Previews, back cover blurbs, cover photography, titles–Things that I am sure connoisseurs of cinema and books wouldn’t care a damn about, but are the very things that decide what I am going to watch and read next. In fact over the years, I have noticed that my most cherished films and fiction also sport the covers and titles I absolutely fell for at the first sight. Plus, I have found that I can see through even the most manipulatively crafted previews to make out whether its a movie I’ll enjoy or not. And 9 out of 10 times it works.
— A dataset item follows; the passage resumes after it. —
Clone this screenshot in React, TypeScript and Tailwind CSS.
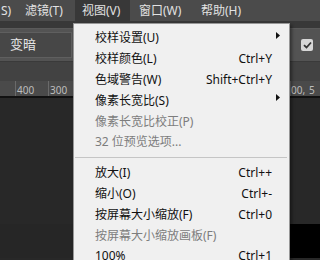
import React from "react";

type Item =
  | { sep: true }
  | { label: string; shortcut?: string; arrow?: boolean; disabled?: boolean; sep?: false };

const items: Item[] = [
  { label: "校样设置(U)", arrow: true },
  { label: "校样颜色(L)", shortcut: "Ctrl+Y" },
  { label: "色域警告(W)", shortcut: "Shift+Ctrl+Y" },
  { label: "像素长宽比(S)", arrow: true },
  { label: "像素长宽比校正(P)", disabled: true },
  { label: "32 位预览选项...", disabled: true },
  { sep: true },
  { label: "放大(I)", shortcut: "Ctrl++" },
  { label: "缩小(O)", shortcut: "Ctrl+-" },
  { label: "按屏幕大小缩放(F)", shortcut: "Ctrl+0" },
  { label: "按屏幕大小缩放画板(F)", disabled: true },
  { label: "100%", shortcut: "Ctrl+1" },
];

const font = { fontFamily: '"Noto Sans", "Noto Sans CJK SC", sans-serif' };

export default function App() {
  return (
    <div
      className="relative w-[320px] h-[260px] overflow-hidden bg-[#282828] text-[12px]"
      style={font}
    >
      {/* Menubar */}
      <div className="flex h-[21px] bg-[#4b4b4b] text-[#e2e2e2] leading-[21px]">
        <div className="w-[17px] pl-[1px]">S)</div>
        <div className="w-[58px] pl-[8px]">滤镜(T)</div>
        <div className="w-[55px] pl-[7px] bg-[#383838]">视图(V)</div>
        <div className="w-[62px] pl-[9px]">窗口(W)</div>
        <div className="pl-[9px]">帮助(H)</div>
      </div>
      {/* dark strip */}
      <div className="h-[8px] bg-[#383838] border-b border-[#5a5a5a]" />
      {/* options bar */}
      <div className="flex items-center h-[32px] bg-[#535353] justify-between">
        <div className="h-[26px] w-[72px] bg-[#474747] border border-[#5f5f5f] border-l-0 flex items-center pl-[10px] text-[#e6e6e6] text-[13px]">
          变暗
        </div>
        <div className="mr-[7px] w-[12px] h-[12px] rounded-[2px] bg-[#d6d6d6] flex items-center justify-center">
          <svg width="9" height="8" viewBox="0 0 9 8">
            <path d="M1 4.2 L3.5 6.5 L8 1.5" stroke="#333" strokeWidth="1.8" fill="none" />
          </svg>
        </div>
      </div>
      {/* tab area */}
      <div className="h-[20px] bg-[#424242] border-t border-[#3a3a3a]" />
      {/* ruler */}
      <div className="relative h-[17px] bg-[#4a4a4a] border-b-2 border-[#111] text-[#bdbdbd] text-[10px] leading-[17px]">
        <div className="absolute left-[15px] top-0 h-full w-px bg-[#6a6a6a]" />
        <span className="absolute left-[17px] top-[1px]">400</span>
        <div className="absolute left-[48px] top-0 h-full w-px bg-[#6a6a6a]" />
        <span className="absolute left-[50px] top-[1px]">300</span>
        <div className="absolute left-[290px] top-0 h-full w-px bg-[#6a6a6a]" />
        <span className="absolute left-[291px] top-[1px]">00,</span>
        <span className="absolute left-[309px] top-[1px]">5</span>
      </div>
      {/* canvas */}
      <div className="flex flex-col h-[160px]">
        <div className="h-[126px] bg-[#282828]" />
        <div className="flex-1 bg-[#262626] flex">
          <div className="w-[290px] bg-[#262626]" />
          <div className="flex-1 bg-black" />
        </div>
      </div>

      {/* Dropdown menu */}
      <div className="absolute left-[73px] top-[23px] w-[217px] h-[250px] bg-[#f0f0f0] border border-[#979797] pt-[4px] shadow-[2px_2px_3px_rgba(0,0,0,0.4)]">
        {items.map((it, i) =>
          it.sep ? (
            <div key={i} className="h-[10px] flex items-center pl-[1px] pr-[2px]">
              <div className="h-px w-full bg-[#c5c5c5]" />
            </div>
          ) : (
            <div
              key={i}
              className={`relative flex items-center h-[20.8px] pl-[21px] pr-[17px] ${
                it.disabled ? "text-[#7d7d7d]" : "text-[#111]"
              }`}
            >
              <span className="flex-1 whitespace-nowrap">{it.label}</span>
              {it.shortcut && <span className="whitespace-nowrap">{it.shortcut}</span>}
              {it.arrow && (
                <svg
                  className="absolute right-[9px] top-[4px]"
                  width="4"
                  height="7"
                  viewBox="0 0 4 7"
                >
                  <path d="M0 0 L4 3.5 L0 7 Z" fill="#111" />
                </svg>
              )}
            </div>
          )
        )}
      </div>
    </div>
  );
}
Which is rather weird.

3. Even or Odd?

Given that guys generally are more autistic, it isn’t any surprise that one of my favourite passtimes while sitting everyday in the loo is counting song lyrics to find out if every line or couplet has the same number of words. Yea, its the most braindead things one can do, and there’s absolutely no sense to it. But I have been enjoying it without fail since as far back as I can remember. There are even weirder things I do on random days to keep myself busy while walking–like estimating how many steps it would take me from station to uni and then counting them as I walk, or calculating the number of seconds its been since an event happened. And there even was a time when I had come to believe that *adult alert* j*cking off odd number of times led on to a crappy day (and vice versa).

4. Eight-o-phobia

Now this is what happens when you read Cheiro’s book of numerology when you are all of 9. The legendary astrologer always dropped not-so-subtle hints about how unlucky dates coming to number 8 can be. Or how doomed and/or unreliable people born on these dates/years really are. Coincidence in the following years meant that bad things tended to happen on these very dates (or probably it was just me expecting/interpreting them) until last year when my life did me one better and believe it or not, some of the most crucial days, exams, results, goodbyes, admission numbers, bank passcodes–all added up to number 8. Has this led me to drop my superstition? No way. I hated Fanaa which released on the 26th of May LOL. As you can see, the damage being done here is far deeper.

5. The (un)usual suspects

Yes, quite like everyone else (more like Suyog who tagged me), I have gorged on chalk, raw coriander; hate to read old, yellowed books written in beady times new roman-esque fonts; and as a child I even have, to my credit, getting a newly built greenhouse down of a neighbour by pelting stones (the reason–mom was emptying a decorative fountain and wanted to get rid of a few of them and I was too lazy to go down one floor in the blazing heat of summer afternoon. So I just flung them in the air and every one of them shattered the neighbour’s decidedly big all-glass conservatory. Yes, I could hear something breaking my side of the wall but that didn’t stop me of throwing. Thankfully, they weren’t home and they even set up a neighbourhood enquiry to find the culprit, but as I had grabbed those stones from the porch of a house just three houses down the lane, the battle ensued between the wrong parties. I confessed on having done that many years later when we moved to London, and no matter how disgusted my parents were, they still didn’t mind laughing it off.)

Phew… turns out I am weirder than I thought. Oh well… thanks a ton Suyo (yes, why I sometimes call you that and not Suyog is again weird!) for tagging me.